**Short task:** Go through the material below and report how many lines contain "React". Give only the number.
──────── The input ────────
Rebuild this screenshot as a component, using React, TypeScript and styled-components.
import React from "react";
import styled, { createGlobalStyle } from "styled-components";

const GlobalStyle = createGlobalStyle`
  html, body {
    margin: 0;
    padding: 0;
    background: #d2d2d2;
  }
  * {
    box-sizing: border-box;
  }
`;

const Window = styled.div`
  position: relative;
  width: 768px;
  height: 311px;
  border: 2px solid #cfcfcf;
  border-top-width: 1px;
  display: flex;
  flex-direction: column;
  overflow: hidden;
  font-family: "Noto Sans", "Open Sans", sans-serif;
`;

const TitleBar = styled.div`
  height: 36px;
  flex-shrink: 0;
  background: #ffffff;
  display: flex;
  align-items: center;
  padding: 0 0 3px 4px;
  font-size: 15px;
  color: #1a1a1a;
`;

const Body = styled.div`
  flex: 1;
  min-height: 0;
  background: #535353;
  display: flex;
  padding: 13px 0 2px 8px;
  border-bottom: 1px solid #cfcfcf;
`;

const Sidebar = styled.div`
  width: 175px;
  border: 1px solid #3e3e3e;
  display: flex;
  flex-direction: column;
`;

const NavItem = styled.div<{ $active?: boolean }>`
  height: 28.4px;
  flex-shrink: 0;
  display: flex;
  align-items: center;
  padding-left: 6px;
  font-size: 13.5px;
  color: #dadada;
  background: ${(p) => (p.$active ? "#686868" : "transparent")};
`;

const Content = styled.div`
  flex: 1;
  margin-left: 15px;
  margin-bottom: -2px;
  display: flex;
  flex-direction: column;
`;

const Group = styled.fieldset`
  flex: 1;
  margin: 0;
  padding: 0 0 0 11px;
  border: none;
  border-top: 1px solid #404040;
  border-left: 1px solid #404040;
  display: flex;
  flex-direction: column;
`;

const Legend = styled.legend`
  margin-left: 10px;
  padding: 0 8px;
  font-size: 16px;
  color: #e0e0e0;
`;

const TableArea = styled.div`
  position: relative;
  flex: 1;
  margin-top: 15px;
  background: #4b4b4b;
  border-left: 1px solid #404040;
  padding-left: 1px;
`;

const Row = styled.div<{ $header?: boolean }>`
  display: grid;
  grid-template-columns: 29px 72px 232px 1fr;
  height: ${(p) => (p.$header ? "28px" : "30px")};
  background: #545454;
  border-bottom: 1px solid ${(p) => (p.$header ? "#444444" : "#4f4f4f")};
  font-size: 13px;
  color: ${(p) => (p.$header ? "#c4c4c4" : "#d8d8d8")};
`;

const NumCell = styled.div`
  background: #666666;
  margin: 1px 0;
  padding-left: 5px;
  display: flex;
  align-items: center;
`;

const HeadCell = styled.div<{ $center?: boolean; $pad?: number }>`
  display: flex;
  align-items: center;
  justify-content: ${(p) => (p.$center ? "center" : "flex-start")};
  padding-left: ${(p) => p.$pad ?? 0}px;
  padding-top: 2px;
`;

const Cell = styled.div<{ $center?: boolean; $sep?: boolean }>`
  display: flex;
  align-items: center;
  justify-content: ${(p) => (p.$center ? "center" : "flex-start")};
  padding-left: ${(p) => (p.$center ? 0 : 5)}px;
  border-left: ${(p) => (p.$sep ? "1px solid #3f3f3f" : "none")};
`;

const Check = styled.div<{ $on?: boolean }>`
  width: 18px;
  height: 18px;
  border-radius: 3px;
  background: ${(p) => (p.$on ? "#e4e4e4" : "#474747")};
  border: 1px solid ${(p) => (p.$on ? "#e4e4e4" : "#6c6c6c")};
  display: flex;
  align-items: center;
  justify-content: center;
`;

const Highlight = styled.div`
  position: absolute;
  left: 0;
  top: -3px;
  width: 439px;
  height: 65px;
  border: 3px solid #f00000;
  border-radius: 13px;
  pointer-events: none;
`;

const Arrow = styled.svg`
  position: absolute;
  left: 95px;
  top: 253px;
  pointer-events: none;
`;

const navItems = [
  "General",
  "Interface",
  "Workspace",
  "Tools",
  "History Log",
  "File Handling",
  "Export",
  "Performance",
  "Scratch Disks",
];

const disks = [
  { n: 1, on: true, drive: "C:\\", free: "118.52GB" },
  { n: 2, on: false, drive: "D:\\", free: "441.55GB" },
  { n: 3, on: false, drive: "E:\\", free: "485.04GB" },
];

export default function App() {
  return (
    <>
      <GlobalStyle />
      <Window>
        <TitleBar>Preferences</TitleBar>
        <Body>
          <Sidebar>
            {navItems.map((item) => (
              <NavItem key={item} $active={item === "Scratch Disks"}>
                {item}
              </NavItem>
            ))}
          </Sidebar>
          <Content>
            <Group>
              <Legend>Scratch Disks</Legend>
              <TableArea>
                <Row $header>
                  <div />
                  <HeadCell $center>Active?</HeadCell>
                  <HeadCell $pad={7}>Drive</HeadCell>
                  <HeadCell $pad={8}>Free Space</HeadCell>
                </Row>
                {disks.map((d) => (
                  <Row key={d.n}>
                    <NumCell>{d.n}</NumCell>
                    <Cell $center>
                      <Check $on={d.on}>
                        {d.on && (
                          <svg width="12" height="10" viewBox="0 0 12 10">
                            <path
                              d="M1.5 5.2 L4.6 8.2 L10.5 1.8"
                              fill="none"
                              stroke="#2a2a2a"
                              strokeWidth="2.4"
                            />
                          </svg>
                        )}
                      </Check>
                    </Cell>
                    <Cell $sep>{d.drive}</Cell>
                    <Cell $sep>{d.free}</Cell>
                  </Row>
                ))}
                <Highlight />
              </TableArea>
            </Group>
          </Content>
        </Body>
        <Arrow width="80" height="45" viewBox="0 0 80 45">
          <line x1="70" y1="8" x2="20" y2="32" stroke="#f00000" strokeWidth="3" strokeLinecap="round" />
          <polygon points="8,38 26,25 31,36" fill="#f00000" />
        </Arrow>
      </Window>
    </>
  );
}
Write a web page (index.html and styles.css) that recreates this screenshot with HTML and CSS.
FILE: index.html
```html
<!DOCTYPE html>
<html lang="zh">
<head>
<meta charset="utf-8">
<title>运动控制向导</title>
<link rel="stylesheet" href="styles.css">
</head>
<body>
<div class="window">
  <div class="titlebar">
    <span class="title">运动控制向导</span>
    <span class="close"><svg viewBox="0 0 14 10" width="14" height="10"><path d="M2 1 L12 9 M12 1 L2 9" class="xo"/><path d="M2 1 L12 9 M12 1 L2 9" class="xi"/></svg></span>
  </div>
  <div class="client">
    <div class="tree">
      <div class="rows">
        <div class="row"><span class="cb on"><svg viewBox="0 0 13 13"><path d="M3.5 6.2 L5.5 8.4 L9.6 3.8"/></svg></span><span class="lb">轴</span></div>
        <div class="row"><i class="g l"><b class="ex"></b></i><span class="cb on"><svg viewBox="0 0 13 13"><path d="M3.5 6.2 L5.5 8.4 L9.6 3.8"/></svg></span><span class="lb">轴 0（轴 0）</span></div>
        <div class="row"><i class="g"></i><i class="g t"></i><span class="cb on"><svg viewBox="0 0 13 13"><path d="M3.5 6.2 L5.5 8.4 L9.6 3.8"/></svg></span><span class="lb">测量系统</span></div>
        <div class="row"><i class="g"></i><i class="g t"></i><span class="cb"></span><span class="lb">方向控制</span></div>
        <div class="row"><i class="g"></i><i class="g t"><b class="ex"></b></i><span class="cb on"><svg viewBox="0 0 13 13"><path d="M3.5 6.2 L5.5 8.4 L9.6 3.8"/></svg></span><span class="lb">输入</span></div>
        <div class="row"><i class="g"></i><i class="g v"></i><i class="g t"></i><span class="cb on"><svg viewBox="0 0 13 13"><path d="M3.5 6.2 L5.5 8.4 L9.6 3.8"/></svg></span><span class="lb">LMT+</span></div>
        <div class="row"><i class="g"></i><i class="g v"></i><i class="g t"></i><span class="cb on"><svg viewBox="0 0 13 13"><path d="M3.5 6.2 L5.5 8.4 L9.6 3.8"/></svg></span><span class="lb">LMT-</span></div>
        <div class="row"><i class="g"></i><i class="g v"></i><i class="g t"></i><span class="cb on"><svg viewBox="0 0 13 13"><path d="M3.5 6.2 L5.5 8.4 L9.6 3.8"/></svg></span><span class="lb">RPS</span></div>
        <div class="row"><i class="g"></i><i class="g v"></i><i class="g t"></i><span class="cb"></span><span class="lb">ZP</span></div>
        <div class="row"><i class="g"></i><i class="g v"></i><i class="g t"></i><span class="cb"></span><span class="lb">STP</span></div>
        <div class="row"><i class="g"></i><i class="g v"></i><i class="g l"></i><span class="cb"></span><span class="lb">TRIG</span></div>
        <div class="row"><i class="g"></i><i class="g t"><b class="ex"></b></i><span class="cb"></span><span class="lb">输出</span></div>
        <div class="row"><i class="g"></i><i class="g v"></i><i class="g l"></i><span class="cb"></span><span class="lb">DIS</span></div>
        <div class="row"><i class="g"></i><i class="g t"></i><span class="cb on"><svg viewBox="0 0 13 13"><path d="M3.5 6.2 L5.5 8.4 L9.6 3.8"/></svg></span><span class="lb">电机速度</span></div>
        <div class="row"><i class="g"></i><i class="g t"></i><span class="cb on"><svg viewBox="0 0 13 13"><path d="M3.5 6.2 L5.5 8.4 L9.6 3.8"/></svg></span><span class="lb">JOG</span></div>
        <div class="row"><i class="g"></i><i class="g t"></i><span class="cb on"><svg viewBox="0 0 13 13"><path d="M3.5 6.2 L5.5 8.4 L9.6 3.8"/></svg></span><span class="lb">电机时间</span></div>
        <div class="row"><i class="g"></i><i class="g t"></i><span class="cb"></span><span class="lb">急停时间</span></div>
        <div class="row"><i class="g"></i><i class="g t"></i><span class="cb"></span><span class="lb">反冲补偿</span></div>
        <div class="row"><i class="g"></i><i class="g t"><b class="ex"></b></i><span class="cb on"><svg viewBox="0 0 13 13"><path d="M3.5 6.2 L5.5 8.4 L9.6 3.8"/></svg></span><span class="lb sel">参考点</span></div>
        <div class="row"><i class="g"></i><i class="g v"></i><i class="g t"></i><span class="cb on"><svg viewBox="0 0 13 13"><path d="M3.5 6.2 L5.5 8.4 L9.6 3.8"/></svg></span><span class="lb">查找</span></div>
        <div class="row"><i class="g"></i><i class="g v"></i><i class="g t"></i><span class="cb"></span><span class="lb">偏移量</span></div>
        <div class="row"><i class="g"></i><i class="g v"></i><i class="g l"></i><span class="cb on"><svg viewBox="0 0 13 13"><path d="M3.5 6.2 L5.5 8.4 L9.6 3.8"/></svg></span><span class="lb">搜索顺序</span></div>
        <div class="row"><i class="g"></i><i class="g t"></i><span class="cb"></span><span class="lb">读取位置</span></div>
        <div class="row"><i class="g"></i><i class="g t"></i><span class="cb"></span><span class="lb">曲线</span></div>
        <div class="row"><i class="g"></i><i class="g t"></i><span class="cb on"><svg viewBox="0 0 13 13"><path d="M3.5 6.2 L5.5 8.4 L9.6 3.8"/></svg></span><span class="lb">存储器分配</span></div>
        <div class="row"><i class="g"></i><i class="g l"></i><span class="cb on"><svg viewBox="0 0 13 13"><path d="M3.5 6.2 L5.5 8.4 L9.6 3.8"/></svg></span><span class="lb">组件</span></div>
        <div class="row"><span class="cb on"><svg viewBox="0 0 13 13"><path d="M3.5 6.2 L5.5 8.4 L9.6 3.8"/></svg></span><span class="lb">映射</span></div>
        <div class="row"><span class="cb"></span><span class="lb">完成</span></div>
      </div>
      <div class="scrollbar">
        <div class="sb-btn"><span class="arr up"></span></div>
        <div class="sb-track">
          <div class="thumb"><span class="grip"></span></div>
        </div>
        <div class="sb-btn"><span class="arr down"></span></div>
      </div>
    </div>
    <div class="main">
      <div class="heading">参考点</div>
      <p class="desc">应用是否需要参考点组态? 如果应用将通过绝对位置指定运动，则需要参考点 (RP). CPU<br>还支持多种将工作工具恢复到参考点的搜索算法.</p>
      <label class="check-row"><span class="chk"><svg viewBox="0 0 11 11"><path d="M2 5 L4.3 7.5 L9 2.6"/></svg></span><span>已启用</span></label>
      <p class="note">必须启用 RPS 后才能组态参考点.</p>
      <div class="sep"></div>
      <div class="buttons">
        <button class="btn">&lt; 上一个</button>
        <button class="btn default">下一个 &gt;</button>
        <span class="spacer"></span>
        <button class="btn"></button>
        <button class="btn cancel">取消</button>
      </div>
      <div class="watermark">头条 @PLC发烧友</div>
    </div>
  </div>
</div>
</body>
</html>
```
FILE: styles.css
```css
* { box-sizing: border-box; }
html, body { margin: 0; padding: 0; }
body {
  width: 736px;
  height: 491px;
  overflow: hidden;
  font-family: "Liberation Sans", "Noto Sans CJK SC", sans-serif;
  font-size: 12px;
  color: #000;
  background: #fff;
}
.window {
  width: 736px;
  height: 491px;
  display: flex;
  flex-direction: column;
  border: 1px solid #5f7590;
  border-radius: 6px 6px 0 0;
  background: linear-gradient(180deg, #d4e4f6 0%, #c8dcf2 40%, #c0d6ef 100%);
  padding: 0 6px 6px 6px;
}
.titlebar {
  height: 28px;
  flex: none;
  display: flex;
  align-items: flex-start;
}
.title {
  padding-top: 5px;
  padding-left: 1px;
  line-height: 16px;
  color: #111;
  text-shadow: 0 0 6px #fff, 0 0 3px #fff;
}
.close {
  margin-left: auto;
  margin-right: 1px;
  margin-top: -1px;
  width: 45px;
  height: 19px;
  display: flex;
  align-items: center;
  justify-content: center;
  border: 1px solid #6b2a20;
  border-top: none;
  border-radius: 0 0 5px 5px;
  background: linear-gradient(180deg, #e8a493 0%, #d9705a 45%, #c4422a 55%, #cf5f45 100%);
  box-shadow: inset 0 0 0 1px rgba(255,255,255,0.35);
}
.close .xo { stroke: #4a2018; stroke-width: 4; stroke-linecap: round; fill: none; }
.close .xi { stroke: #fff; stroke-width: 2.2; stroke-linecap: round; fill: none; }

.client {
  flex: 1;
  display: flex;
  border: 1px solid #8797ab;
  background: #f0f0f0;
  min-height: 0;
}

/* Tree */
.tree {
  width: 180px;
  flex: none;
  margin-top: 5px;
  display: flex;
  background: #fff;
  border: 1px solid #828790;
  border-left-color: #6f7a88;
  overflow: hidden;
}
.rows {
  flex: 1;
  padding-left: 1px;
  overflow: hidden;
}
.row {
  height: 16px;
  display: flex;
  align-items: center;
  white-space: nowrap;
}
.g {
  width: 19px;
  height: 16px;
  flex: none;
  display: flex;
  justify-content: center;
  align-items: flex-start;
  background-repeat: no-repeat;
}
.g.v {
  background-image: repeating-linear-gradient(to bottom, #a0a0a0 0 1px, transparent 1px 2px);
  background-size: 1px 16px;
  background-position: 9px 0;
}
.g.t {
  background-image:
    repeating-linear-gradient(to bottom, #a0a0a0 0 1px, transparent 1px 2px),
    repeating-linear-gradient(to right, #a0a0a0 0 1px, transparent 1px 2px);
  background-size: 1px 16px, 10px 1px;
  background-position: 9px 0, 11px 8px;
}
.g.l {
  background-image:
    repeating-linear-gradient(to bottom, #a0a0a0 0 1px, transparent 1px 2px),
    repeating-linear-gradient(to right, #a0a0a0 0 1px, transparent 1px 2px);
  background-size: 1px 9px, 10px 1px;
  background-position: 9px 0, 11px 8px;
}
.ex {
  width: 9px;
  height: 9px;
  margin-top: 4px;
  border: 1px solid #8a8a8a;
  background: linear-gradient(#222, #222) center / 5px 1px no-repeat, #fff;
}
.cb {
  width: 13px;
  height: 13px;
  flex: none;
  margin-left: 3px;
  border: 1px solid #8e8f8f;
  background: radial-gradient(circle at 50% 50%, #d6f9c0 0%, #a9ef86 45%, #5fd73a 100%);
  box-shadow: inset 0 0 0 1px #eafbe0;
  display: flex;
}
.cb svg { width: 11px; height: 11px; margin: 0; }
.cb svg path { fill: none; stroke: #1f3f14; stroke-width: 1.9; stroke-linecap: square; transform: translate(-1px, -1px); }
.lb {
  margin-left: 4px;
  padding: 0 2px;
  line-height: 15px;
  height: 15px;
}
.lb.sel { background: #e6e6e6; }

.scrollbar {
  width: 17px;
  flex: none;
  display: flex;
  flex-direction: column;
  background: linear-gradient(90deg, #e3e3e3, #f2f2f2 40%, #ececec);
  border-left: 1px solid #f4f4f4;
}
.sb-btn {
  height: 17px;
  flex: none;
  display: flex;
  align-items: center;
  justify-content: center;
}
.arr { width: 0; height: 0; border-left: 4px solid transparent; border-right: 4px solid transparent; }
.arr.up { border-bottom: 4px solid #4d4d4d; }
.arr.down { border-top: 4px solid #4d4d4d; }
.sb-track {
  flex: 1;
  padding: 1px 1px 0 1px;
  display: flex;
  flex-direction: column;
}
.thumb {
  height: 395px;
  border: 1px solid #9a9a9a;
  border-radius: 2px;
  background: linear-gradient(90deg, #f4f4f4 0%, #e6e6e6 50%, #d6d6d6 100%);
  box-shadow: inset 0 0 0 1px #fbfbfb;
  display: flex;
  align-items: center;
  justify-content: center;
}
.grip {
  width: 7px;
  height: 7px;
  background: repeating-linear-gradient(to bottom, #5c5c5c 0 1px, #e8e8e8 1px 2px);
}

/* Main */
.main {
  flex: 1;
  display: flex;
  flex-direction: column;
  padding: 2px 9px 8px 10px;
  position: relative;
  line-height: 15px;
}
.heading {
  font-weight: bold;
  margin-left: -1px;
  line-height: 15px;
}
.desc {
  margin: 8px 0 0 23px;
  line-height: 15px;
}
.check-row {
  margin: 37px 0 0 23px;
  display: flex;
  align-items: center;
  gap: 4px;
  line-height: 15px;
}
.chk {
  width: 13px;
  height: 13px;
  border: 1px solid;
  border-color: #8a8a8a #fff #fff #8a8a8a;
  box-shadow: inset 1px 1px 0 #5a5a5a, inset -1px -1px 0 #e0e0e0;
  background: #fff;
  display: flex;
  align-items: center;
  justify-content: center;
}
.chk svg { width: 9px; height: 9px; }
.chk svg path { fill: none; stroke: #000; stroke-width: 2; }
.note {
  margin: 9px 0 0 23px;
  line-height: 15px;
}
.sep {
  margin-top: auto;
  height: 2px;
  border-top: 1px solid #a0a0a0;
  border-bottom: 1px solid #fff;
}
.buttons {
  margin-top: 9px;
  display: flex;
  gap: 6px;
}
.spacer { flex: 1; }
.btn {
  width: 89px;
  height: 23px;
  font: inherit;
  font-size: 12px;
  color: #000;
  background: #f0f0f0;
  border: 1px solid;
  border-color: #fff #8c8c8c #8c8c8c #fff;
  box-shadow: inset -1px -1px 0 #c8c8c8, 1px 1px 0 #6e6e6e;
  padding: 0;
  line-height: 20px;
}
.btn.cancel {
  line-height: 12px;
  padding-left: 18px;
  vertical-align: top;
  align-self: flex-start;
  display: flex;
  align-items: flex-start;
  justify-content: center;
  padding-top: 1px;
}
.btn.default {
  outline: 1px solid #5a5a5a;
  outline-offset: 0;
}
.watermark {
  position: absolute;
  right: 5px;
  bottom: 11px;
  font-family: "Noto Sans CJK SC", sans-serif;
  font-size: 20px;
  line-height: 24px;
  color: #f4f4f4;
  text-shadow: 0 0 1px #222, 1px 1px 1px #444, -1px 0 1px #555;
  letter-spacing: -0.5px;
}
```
────────
**Written response:** 2